1944 rail crash in east London

The 1944 Ilford rail crash occurred on 16 January 1944 when, in darkness and dense fog, an express passenger train passed a signal at danger and collided with another passenger train that was stopped at Ilford railway station in Essex, England.

The collision killed nine people, including three United States Army personnel and Frank Heilgers, the Member of Parliament for Bury St. Edmunds. Thirty-eight people were injured.

==Collision==
At approximately 19:20 on 16 January 1944, in dense fog and wartime conditions, the 14:38 express train from Yarmouth was stopped at Ilford en route to London Liverpool Street. Due to poor visibility, the driver had not seen several caution signals and subsequently stopped 110 yd past a signal at danger. The driver walked to the signal box and after a short wait was given a "line clear" by the signalman.

As the driver returned to his train the signalman received a telephone call from a colleague in the adjacent box reporting that the following train, the 14:40 express from Norwich Thorpe had also passed his signals at danger. The Ilford station inspector, who had arrived at the signal box to find out why the Yarmouth express had stopped, was sent to place detonators at the rear of the train, however, before he was able to take any action the Norwich train ran into the rear of the Yarmouth service at a speed of 20–25 mph.
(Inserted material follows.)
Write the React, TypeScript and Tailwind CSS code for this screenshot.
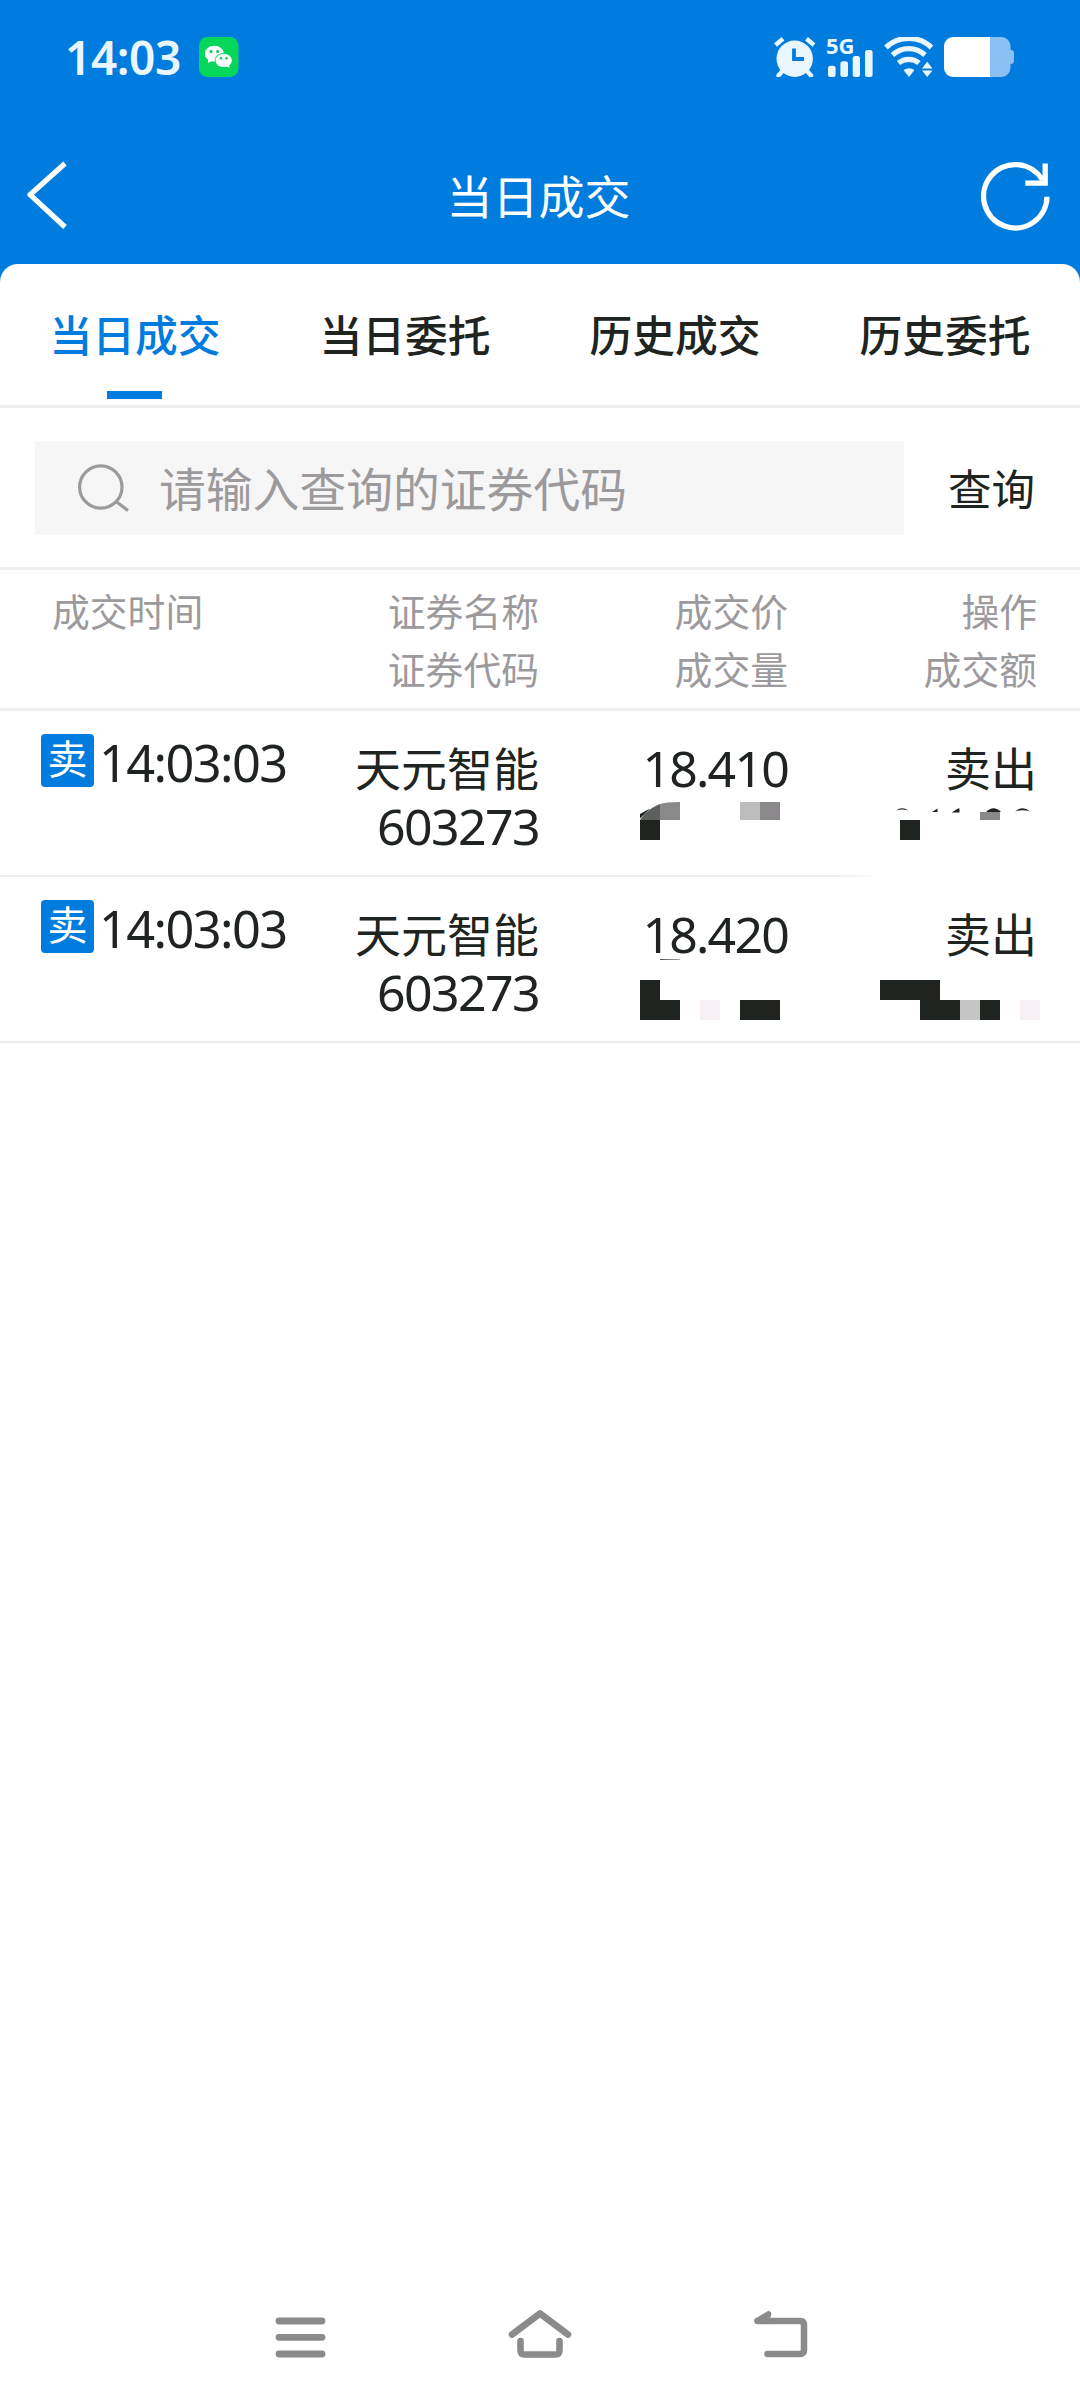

The Yarmouth train comprised a 4-6-0 steam locomotive hauling nine coaches and a two-coach articulated set. The Norwich service was made up of a 4-6-0 locomotive, an LNER B17 No. 2868 Bradford City, hauling ten coaches and a two-coach articulated set. Both services were busy with passengers. There were nine fatalities as a consequence of the collision, including Frank Heilgers, the Member of Parliament for Bury St. Edmunds. Twenty-eight people were hospitalized and ten others suffered shock or minor injuries.

==Aftermath==
First aid was available immediately as an American doctor and nurse had been travelling on the train; also a member of staff had been ambulance-trained. Ilford civil defence personnel arrived at 19:36 and ambulances and the civil rescue squad followed at around 19:50. A local U.S. Army depot sent a medical detachment. Hampered by a lack of light and the fog, the last of the casualties were only recovered by 21:20.

The collision blocked the two through lines to and from London until 14:30 the next day, but the two local lines were not affected and a crossover facility meant the impact on rail traffic was minimal.